Enfin, un troisième procès, encore en phase d'instruction, attend le juge Garzon. Il est soupçonné d'avoir perçu de la banque Santander de l'argent - qu'il n'a pas déclaré - pour deux séminaires donnés à New York. M. Garzon dément avoir été payé.
En Espagne, Baltasar Garzon est autant haï que vénéré. Connu internationalement comme le juge ayant prononcé un mandat d'arrêt international contre l'ancien dictateur chilien Augusto Pinochet, ses coups médiatiques, comme lorsqu'il demanda le certificat de décès de Franco ou tenta d'enquêter sur les atteintes aux droits de l'homme dans la prison de Guantanamo, lui ont valu autant d'amis que d'ennemis, et des jalousies au sein de la magistrature.
La presse de droite souligne que M. Garzon a tout fait pour retarder le procès pour écoutes illégales, espérant que sa première comparution ait lieu dans le cadre du procès sur l'enquête contre les crimes du franquisme.
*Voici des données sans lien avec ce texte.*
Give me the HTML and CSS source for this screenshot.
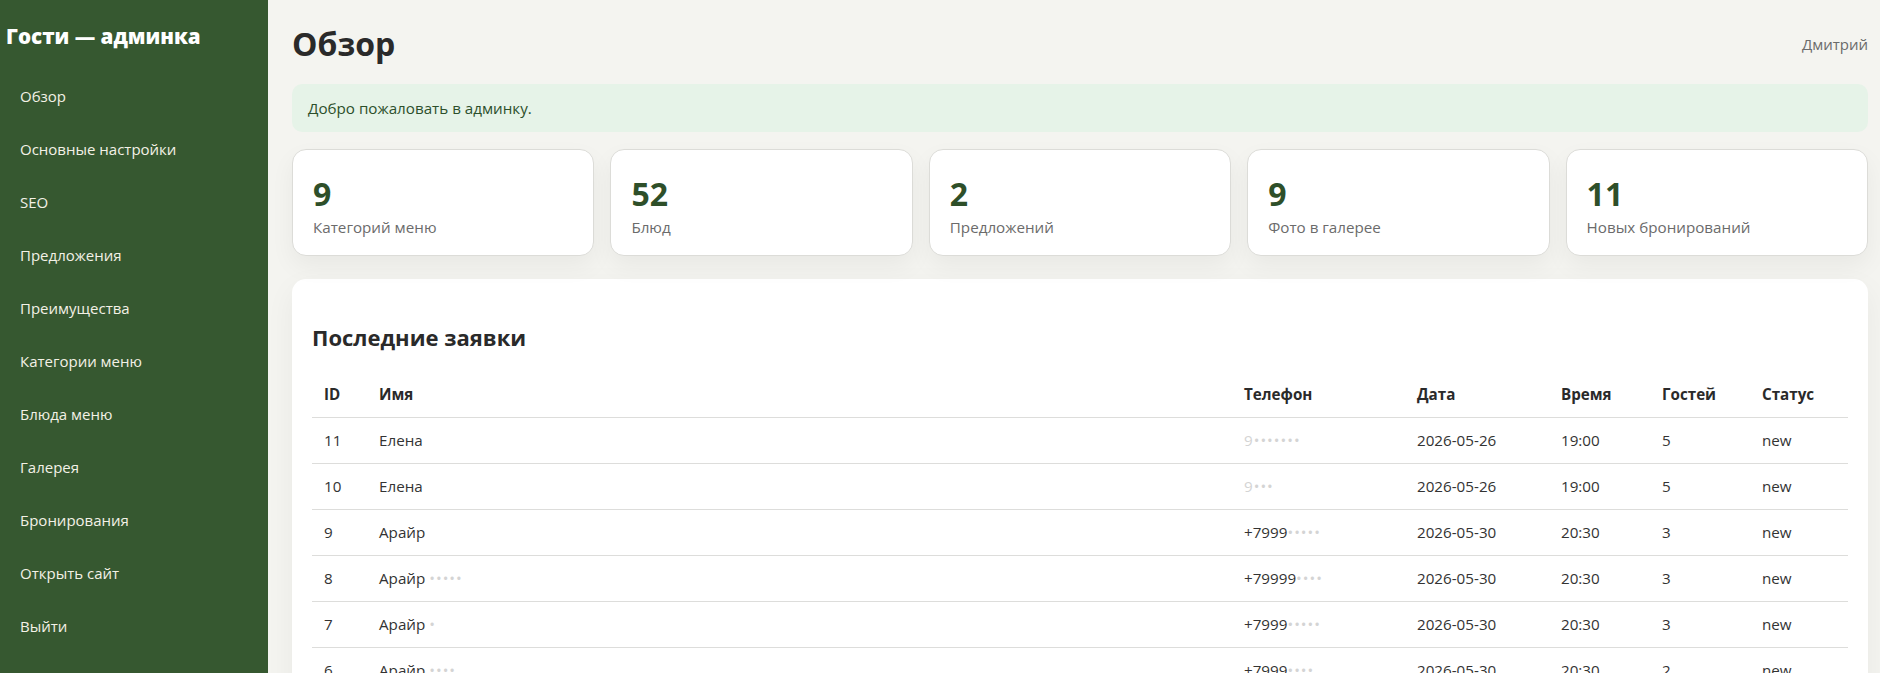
FILE: index.html
```html
<!DOCTYPE html>
<html lang="ru">
<head>
<meta charset="utf-8">
<title>Обзор — Гости</title>
<link rel="stylesheet" href="styles.css">
</head>
<body>
<div class="layout">
  <aside class="sidebar">
    <div class="brand">Гости — админка</div>
    <nav class="nav">
      <a class="nav-link" href="#">Обзор</a>
      <a class="nav-link" href="#">Основные настройки</a>
      <a class="nav-link" href="#">SEO</a>
      <a class="nav-link" href="#">Предложения</a>
      <a class="nav-link" href="#">Преимущества</a>
      <a class="nav-link" href="#">Категории меню</a>
      <a class="nav-link" href="#">Блюда меню</a>
      <a class="nav-link" href="#">Галерея</a>
      <a class="nav-link" href="#">Бронирования</a>
      <a class="nav-link" href="#">Открыть сайт</a>
      <a class="nav-link" href="#">Выйти</a>
    </nav>
  </aside>

  <main class="main">
    <header class="topbar">
      <h1 class="page-title">Обзор</h1>
      <span class="user">Дмитрий</span>
    </header>

    <div class="alert">Добро пожаловать в админку.</div>

    <section class="stats">
      <div class="stat"><div class="stat-value">9</div><div class="stat-label">Категорий меню</div></div>
      <div class="stat"><div class="stat-value">52</div><div class="stat-label">Блюд</div></div>
      <div class="stat"><div class="stat-value">2</div><div class="stat-label">Предложений</div></div>
      <div class="stat"><div class="stat-value">9</div><div class="stat-label">Фото в галерее</div></div>
      <div class="stat"><div class="stat-value">11</div><div class="stat-label">Новых бронирований</div></div>
    </section>

    <section class="panel">
      <h2 class="panel-title">Последние заявки</h2>
      <table class="table">
        <colgroup>
          <col class="col-id"><col class="col-name"><col class="col-phone"><col class="col-date"><col class="col-time"><col class="col-guests"><col class="col-status">
        </colgroup>
        <thead>
          <tr><th>ID</th><th>Имя</th><th>Телефон</th><th>Дата</th><th>Время</th><th>Гостей</th><th>Статус</th></tr>
        </thead>
        <tbody>
          <tr><td>11</td><td>Елена</td><td><span class="masked">9•••••••</span></td><td>2026-05-26</td><td>19:00</td><td>5</td><td>new</td></tr>
          <tr><td>10</td><td>Елена</td><td><span class="masked">9•••</span></td><td>2026-05-26</td><td>19:00</td><td>5</td><td>new</td></tr>
          <tr><td>9</td><td>Арайр</td><td>+7999<span class="masked">•••••</span></td><td>2026-05-30</td><td>20:30</td><td>3</td><td>new</td></tr>
          <tr><td>8</td><td>Арайр <span class="masked">•••••</span></td><td>+79999<span class="masked">••••</span></td><td>2026-05-30</td><td>20:30</td><td>3</td><td>new</td></tr>
          <tr><td>7</td><td>Арайр <span class="masked">•</span></td><td>+7999<span class="masked">•••••</span></td><td>2026-05-30</td><td>20:30</td><td>3</td><td>new</td></tr>
          <tr><td>6</td><td>Арайр <span class="masked">••••</span></td><td>+7999<span class="masked">••••</span></td><td>2026-05-30</td><td>20:30</td><td>2</td><td>new</td></tr>
        </tbody>
      </table>
    </section>
  </main>
</div>
</body>
</html>
```

FILE: styles.css
```css
* {
  box-sizing: border-box;
}

html {
  background: #ffffff;
}

body {
  margin: 0;
  font-family: "Open Sans", "Noto Sans", sans-serif;
  color: #2b2b2b;
}

.layout {
  display: flex;
  height: 673px;
  overflow: hidden;
  background: #f4f4f0;
}

.sidebar {
  flex: 0 0 268px;
  background: #365830;
  color: #ffffff;
}

.brand {
  padding: 22px 0 0 6px;
  font-size: 20.6px;
  line-height: 28px;
  font-weight: 800;
  white-space: nowrap;
}

.nav {
  display: flex;
  flex-direction: column;
  margin-top: 20px;
}

.nav-link {
  display: block;
  height: 53px;
  line-height: 53px;
  padding-left: 20px;
  font-size: 15px;
  color: #f3f1e6;
  text-decoration: none;
}

.main {
  flex: 1;
  min-width: 0;
  padding: 24px 12px 0 24px;
  overflow: hidden;
}

.topbar {
  display: flex;
  justify-content: space-between;
  align-items: center;
  height: 40px;
}

.page-title {
  margin: 0;
  font-size: 32px;
  line-height: 40px;
  font-weight: 700;
  color: #2a2a2a;
}

.user {
  font-size: 15px;
  color: #6b6b6b;
}

.alert {
  margin-top: 20px;
  padding: 12px 16px;
  line-height: 24px;
  font-size: 15.2px;
  background: #e6f3e8;
  color: #2c4f2b;
  border-radius: 10px;
}

.stats {
  display: grid;
  grid-template-columns: repeat(5, 1fr);
  gap: 16px;
  margin-top: 17px;
}

.stat {
  background: #ffffff;
  border: 1px solid #dcdcd8;
  border-radius: 14px;
  padding: 24px 20px 17px;
  box-shadow: 0 10px 24px rgba(0, 0, 0, 0.05);
}

.stat-value {
  font-size: 32px;
  line-height: 40px;
  font-weight: 700;
  color: #2e4f29;
}

.stat-label {
  margin-top: 2px;
  font-size: 15.2px;
  line-height: 22px;
  color: #6b6b6b;
}

.panel {
  margin-top: 23px;
  background: #ffffff;
  border-radius: 14px;
  padding: 20px 20px 20px;
  box-shadow: 0 10px 30px rgba(0, 0, 0, 0.05);
}

.panel-title {
  margin: 23px 0 20px;
  font-size: 22px;
  line-height: 30px;
  font-weight: 700;
  color: #2a2a2a;
}

.table {
  width: 100%;
  border-collapse: collapse;
  table-layout: fixed;
  font-size: 15.2px;
}

.col-id { width: 55px; }
.col-phone { width: 173px; }
.col-date { width: 144px; }
.col-time { width: 101px; }
.col-guests { width: 100px; }
.col-status { width: 98px; }

.table th,
.table td {
  padding: 12px;
  line-height: 21px;
  text-align: left;
  border-bottom: 1px solid #dddddb;
  white-space: nowrap;
}

.table th {
  font-weight: 700;
  color: #2a2a2a;
}

.table td {
  color: #333333;
}

/* personal data is hidden behind a soft mask */
.masked {
  color: #d4d4d4;
  letter-spacing: 1px;
}
```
Un procès beaucoup plus médiatique et qui lui vaut le soutien d'une grande partie de la population et d'organisations non gouvernementales, telle Human Rights Watch.
La plateforme Solidaire avec Garzon, formée par des associations pour la "mémoire historique", les principaux partis politiques de gauche (dont le PSOE) et les syndicats, ainsi que des artistes espagnols de renom comme le réalisateur Pedro Almodovar ou l'écrivain Almudena Grandes, ont appelé à des rassemblements les 17, 24 et 31 janvier devant le Tribunal suprême.
"Démocrates, victimes du franquisme, défenseurs de la liberté et de l'Etat de droit, nous ne pouvons pas accepter avec indifférence la possibilité de sa condamnation, qui supposerait, écrit la plateforme, un coup irréparable et un énorme retour en arrière dans la consolidation de notre démocratie."